By the time that Evans-Pritchard encountered the Bongo, in the 1920's, the use of large pegs in the lower lips seemed to have gone out of fashion, although they were reportedly still used by the Löli Jurs and the Dogodjo tribe (E.E. Evans-Pritchard, 1929, "The Bongo",
Sudan Notes and Records XII part I, p. 10).

Rachael Sparks 30/9/2005.

Primary Documentation:
Accession book VIII entry - [p. 46] AFRICA, SUDAN. Dor (= Bongo). Wooden lip stud with conical top, decorated with incised cross hatching, and cylindrical body. Found unentered on 10th May 2004. It is marked 'P.R. coll. (1611) black', and appears to be the missing stud in a group of 8 described in that entry; see [p. 47] also Delivery Catalogue II p. 304, collectors Misc XI, p. 195. Collected by John Petherick [RTS 11/5/2004].
Collectors Miscellaneous XI Accession Book entry [p. 193] - PETHERICK, Consul [p. 195] [insert] 1884.84.85-92 [end insert]. 8 lip studs: some carved - DOR. (P.R. black 1611). [p. 197] [insert] BONGO is tribe's name for itself. They are called DOR by neighbours [end insert, by BB].
Additional Coll. Misc. XI entry [p. 194] - should be 1884.84.86-92 and 1884.140.585 (RTS 11/5/2004).
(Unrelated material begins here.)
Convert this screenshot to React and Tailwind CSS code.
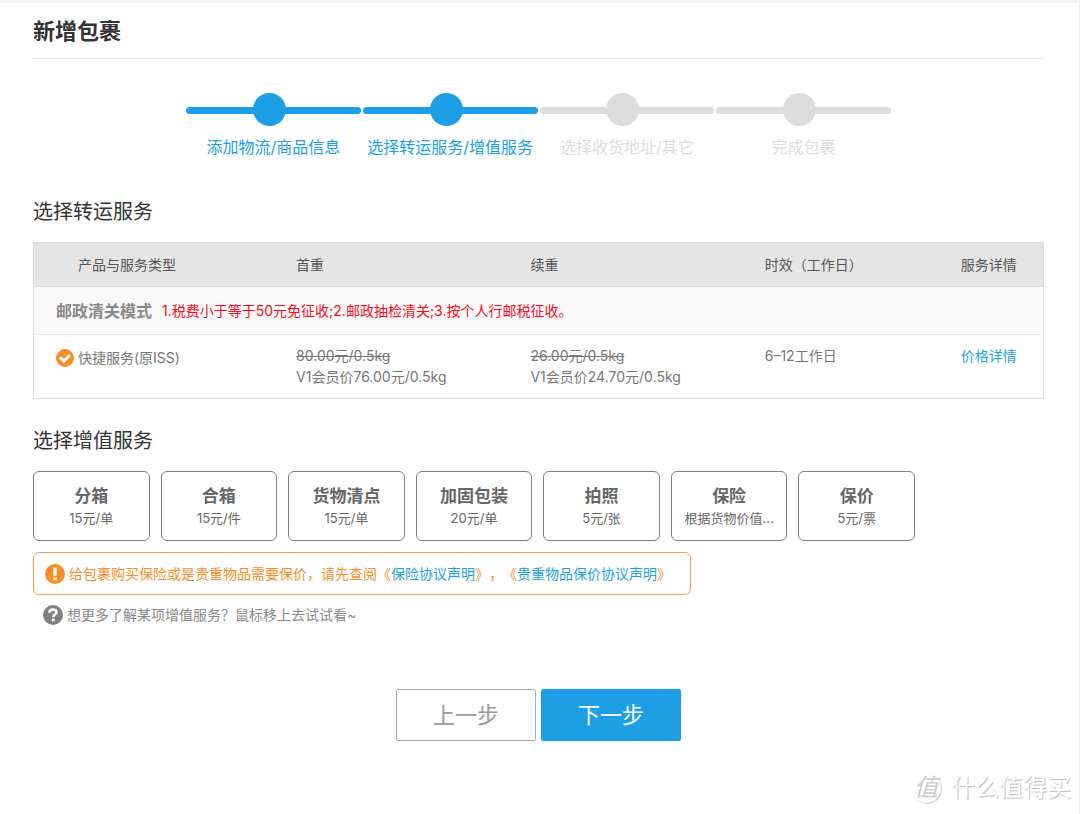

Black book entry [p. 66] - 1611. [insert] 1884.84.78-92 (not 85) [end insert] [insert] 1884.140.585 [end insert]. Lip-studs, wood. Dor tribe, C. Africa (8). Stone lip ornament. Andiboora [insert] ?Andorobo [end insert] [insert] compl[etely] new entry [end insert] C. Africa, obtd by Petherick. Obsidian lip ornament (3), Mexico; Wood lip ornament (2) Queen Charlotte's I[sland] (2) or Vancouvers Is[land] (2), Lip ornament or burnisher, Mexico. p. 109.
Delivery Catalogue II entry [p. 300] - Personal Ornaments of various Nations [p. 304] 8 lip studs wood (Dor tribe), 1611, Case 74, 345.
Written on object - DOR, E. Central AFRICA. P.R. coll. (1611) black 1884.140.585 [white ink on base; RTS 12/5/2004].